Tuesday, September 13, 2011

On leaving...part 1

Tuesday, 13 September; 7 days left in Buenos Aires

After neglecting my personal blog for quite some time (see new political blogging project here), I've decided to return, this being my final week in Buenos Aires. Those of you who have read my blog in the past know that I'm prone to long, detailed entries told mostly as narratives. However, rather than attempt to cohesively and coherently convey my conflicting and at-times overwhelming emotions of dread, guilt and loss, of excitement, anticipation and relief in one single entry, for this next series of posts I will write one short bit each day until my departure date, 20 September 2011.
April 2009. With Ricardo in Palermo.
For those of you caught unawares, at the end of the month I will start my PhD in Human Geography and Urban Studies at the London School of Economics. Fingers crossed it all goes to plan because my official enrollment is dependent on a few last transcontinental errands. (My multi-city plane ticket, however, is non-refundable). It's ironic how something that has been in the planning stages for three years still comes down to the wire. And it's funny that the consequences of a series of choices I've consciously made during the past year and a half feels as if they've crept up on me, that they've blindsided me at the last moment.
May 2007. My first neighborhood in Buenos Aires, Constitución.

San Jose del Pacífico, Mexico; August 2008. When I began
researching UK grad programs.
I remember when I first started researching graduate programs in the UK. It was during the (northern hemisphere) summer, and I was traveling in Mexico after having recently graduated university.

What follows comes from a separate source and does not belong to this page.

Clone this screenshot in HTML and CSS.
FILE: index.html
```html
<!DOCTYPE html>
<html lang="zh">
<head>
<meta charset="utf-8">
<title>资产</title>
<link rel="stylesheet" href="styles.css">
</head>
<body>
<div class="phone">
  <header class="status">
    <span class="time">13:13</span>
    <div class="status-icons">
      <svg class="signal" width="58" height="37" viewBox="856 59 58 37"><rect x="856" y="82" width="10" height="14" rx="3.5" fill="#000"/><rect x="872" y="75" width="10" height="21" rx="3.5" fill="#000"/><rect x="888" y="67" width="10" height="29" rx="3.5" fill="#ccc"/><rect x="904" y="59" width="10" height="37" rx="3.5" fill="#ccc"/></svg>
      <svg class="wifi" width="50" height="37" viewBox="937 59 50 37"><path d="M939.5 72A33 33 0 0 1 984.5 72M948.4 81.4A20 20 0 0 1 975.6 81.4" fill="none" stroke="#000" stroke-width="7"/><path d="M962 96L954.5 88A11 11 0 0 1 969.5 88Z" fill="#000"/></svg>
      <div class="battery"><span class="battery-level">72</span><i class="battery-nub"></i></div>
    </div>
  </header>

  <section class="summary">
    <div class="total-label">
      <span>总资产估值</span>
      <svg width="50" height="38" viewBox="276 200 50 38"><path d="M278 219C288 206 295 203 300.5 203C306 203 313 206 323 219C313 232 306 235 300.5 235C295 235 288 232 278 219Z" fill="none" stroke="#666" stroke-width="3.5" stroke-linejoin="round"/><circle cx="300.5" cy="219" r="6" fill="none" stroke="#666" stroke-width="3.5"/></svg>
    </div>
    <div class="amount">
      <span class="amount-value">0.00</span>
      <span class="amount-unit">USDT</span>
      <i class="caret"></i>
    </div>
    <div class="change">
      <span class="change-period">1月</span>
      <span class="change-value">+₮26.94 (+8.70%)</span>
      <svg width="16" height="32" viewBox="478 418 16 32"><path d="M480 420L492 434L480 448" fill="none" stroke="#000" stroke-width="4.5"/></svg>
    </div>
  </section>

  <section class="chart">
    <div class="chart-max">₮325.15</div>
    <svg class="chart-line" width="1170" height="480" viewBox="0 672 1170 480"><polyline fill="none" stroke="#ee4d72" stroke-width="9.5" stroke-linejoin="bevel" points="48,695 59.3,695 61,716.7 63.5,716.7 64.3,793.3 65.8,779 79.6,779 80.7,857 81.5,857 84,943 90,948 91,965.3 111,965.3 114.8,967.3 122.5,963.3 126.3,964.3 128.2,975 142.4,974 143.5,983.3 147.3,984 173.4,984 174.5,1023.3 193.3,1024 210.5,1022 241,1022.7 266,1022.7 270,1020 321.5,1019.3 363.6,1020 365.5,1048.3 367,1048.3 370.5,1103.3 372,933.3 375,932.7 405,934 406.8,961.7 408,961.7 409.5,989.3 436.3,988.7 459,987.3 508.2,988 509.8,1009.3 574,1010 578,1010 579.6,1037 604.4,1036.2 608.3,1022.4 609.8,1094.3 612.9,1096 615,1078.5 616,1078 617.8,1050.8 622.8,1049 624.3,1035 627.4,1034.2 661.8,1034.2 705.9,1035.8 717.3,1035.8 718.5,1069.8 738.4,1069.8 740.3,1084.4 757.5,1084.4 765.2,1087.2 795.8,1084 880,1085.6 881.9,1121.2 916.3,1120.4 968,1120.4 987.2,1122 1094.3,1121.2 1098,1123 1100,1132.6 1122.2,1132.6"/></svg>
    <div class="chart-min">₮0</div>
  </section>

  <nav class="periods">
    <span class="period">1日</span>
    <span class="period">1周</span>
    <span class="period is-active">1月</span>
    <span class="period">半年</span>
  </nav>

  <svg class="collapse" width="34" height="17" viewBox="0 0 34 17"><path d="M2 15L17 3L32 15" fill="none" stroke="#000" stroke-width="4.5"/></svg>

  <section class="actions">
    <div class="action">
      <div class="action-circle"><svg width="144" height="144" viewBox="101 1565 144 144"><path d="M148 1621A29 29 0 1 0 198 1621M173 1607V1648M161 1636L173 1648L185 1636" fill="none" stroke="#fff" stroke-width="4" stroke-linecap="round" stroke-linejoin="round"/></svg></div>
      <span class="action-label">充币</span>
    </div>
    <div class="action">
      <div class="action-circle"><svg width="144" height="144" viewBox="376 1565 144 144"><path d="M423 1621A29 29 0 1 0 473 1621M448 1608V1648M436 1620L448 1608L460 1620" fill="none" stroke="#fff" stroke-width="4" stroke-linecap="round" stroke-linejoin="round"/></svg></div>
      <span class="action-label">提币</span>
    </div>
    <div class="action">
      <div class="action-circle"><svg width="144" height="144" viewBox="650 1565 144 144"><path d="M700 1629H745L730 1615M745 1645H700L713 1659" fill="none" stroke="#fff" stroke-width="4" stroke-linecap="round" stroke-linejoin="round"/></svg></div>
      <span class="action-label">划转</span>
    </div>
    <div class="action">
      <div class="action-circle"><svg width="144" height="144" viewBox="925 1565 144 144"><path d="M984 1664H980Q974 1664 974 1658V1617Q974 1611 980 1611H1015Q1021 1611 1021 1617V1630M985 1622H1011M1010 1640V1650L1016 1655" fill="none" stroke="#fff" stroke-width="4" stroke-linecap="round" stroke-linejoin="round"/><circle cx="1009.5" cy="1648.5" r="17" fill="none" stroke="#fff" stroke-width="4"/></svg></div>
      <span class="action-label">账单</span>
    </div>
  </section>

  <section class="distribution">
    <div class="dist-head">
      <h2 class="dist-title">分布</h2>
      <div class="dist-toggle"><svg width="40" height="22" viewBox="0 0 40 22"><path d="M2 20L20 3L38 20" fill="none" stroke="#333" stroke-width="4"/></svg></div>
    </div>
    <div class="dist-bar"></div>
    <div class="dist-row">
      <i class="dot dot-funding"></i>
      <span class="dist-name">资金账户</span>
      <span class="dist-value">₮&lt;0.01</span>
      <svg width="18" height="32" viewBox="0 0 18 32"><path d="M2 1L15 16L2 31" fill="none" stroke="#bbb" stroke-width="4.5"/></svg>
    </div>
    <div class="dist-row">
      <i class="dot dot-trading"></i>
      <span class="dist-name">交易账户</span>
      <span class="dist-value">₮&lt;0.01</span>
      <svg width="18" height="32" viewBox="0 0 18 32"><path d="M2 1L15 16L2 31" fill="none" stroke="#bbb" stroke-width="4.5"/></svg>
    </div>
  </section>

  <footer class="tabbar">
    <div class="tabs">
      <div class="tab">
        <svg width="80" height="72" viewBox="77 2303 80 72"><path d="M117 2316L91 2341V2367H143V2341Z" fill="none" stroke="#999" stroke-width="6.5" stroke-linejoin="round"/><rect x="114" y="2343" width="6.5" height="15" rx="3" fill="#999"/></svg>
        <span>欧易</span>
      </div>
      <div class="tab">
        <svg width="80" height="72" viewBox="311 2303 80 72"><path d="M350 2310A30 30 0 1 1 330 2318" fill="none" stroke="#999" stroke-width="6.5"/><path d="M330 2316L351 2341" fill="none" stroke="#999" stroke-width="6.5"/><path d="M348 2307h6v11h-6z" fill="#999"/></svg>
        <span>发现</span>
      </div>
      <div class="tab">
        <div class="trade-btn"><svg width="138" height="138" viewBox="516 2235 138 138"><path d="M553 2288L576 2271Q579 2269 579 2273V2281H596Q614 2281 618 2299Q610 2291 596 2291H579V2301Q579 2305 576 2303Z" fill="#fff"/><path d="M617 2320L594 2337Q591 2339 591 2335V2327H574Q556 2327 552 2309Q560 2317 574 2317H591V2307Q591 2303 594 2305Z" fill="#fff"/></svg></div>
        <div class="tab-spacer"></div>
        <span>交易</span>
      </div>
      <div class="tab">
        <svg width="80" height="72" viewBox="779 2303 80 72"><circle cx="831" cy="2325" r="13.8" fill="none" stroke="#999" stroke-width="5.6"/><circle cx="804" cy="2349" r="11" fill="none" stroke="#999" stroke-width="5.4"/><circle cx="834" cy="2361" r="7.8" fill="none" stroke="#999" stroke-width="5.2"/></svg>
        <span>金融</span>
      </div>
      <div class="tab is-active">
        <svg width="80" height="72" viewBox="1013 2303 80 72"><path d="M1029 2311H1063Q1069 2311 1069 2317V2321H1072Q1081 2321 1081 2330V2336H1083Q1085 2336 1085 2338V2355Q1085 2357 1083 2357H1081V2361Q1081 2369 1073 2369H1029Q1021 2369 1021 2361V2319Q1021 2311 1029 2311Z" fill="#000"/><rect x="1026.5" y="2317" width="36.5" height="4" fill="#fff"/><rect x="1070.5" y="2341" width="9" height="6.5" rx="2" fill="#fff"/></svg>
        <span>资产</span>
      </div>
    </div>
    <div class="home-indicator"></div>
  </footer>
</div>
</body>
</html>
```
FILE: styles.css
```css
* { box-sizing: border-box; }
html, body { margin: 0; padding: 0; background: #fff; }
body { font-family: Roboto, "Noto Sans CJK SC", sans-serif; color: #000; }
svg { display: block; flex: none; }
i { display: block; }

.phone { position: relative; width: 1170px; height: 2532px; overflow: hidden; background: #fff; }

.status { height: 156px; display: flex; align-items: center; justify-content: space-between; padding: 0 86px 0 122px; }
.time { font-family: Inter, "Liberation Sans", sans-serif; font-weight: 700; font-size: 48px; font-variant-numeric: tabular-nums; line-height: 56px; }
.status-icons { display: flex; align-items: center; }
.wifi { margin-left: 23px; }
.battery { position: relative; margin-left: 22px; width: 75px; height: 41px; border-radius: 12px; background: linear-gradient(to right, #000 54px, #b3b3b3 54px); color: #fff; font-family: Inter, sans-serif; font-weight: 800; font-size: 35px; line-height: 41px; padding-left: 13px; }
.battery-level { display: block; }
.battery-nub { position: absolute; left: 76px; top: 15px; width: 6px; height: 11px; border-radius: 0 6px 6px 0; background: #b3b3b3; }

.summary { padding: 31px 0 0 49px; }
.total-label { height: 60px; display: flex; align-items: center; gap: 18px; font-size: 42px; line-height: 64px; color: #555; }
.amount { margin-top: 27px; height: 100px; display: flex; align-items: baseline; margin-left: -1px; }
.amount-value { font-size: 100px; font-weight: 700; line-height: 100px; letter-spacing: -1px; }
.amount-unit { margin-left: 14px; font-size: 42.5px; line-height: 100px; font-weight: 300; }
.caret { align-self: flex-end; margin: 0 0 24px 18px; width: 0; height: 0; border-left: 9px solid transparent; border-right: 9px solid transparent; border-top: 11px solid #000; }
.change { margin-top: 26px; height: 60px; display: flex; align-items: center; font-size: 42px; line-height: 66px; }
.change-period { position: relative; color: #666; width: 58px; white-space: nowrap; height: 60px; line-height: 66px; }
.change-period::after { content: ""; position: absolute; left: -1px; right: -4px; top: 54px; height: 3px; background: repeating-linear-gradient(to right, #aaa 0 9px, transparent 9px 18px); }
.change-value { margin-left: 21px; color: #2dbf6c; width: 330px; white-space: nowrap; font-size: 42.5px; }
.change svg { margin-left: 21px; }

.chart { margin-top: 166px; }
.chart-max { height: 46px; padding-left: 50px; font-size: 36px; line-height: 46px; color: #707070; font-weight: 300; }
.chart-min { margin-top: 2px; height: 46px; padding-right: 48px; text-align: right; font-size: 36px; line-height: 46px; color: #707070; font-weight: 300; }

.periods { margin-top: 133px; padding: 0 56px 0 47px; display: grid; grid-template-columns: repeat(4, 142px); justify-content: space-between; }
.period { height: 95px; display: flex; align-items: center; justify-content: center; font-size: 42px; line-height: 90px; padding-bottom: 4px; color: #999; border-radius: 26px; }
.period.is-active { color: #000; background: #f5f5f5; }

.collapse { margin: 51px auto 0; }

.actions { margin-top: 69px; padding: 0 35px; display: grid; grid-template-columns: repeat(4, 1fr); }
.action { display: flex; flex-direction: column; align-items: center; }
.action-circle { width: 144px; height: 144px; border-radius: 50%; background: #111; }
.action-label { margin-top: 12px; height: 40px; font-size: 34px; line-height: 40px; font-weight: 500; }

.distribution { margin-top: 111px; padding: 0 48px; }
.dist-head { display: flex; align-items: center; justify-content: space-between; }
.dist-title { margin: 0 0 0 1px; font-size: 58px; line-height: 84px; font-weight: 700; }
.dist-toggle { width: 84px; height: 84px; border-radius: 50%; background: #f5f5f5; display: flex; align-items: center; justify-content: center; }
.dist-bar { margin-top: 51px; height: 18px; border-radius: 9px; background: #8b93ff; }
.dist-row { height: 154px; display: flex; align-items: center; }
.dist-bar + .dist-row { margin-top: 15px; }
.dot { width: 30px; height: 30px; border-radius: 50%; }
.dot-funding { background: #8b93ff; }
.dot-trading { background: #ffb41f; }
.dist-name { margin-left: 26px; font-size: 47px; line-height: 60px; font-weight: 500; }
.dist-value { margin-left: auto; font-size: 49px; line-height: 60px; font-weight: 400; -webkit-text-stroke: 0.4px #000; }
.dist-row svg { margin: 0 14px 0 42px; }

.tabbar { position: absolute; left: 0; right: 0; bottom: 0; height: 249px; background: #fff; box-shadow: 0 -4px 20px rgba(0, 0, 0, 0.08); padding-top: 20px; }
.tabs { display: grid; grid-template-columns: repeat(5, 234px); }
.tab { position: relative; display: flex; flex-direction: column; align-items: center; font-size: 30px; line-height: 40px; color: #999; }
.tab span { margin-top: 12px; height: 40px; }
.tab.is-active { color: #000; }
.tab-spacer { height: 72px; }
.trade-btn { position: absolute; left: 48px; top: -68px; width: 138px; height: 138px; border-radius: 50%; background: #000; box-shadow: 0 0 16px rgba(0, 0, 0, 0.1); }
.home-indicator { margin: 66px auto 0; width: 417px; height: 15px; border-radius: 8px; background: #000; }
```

In my journal, between pages devoted to Oaxaca and my 23rd birthday in San Cristobal, I scribbled down the names of various UK universities. Between buses, I had devoted an entire afternoon to researching geography programs in an Internet cafe.

Halloween 2010. With Davin. Me as
a Manhunt profile (also subject of my
MPH thesis; he as zombie punk.

May 2011. With Agustin.
Mustache party.
It's normal to feel pure excitement when hatching a new idea, like elaborating the details of a thrilling daydream. I suppose I maintained that feeling during much of this past year, even while filling out tedious applications, writing countless drafts of personal essays, and negotiating with multiple academic departments separated by nearly 7,000 miles and the Atlantic Ocean (OK maybe that shouldn't really count as part of the thrilling daydream metaphor). As a close friend confessed to me last week, her eyes wet and red with drunken tears, "This whole time I've told myself it was just an elaborate lie–that you were hypothetically going away–but now it feels real." Until I bought my plane ticket yesterday, I think it all felt hypothetical to me as well. Now I'm faced with the very real task of packing up three years of my life, of saying goodbye.

December 2008. With Mercedes y Juan Ezequiel.
Leaving Buenos Aires is one of the most difficult choices I've made. Blogging about it will deny me the ability to suppress my feelings, but I hope that it will also allow me to work out the complexity of those feelings and express my love and deep gratitude to all who have made the past three years of my life so incredible.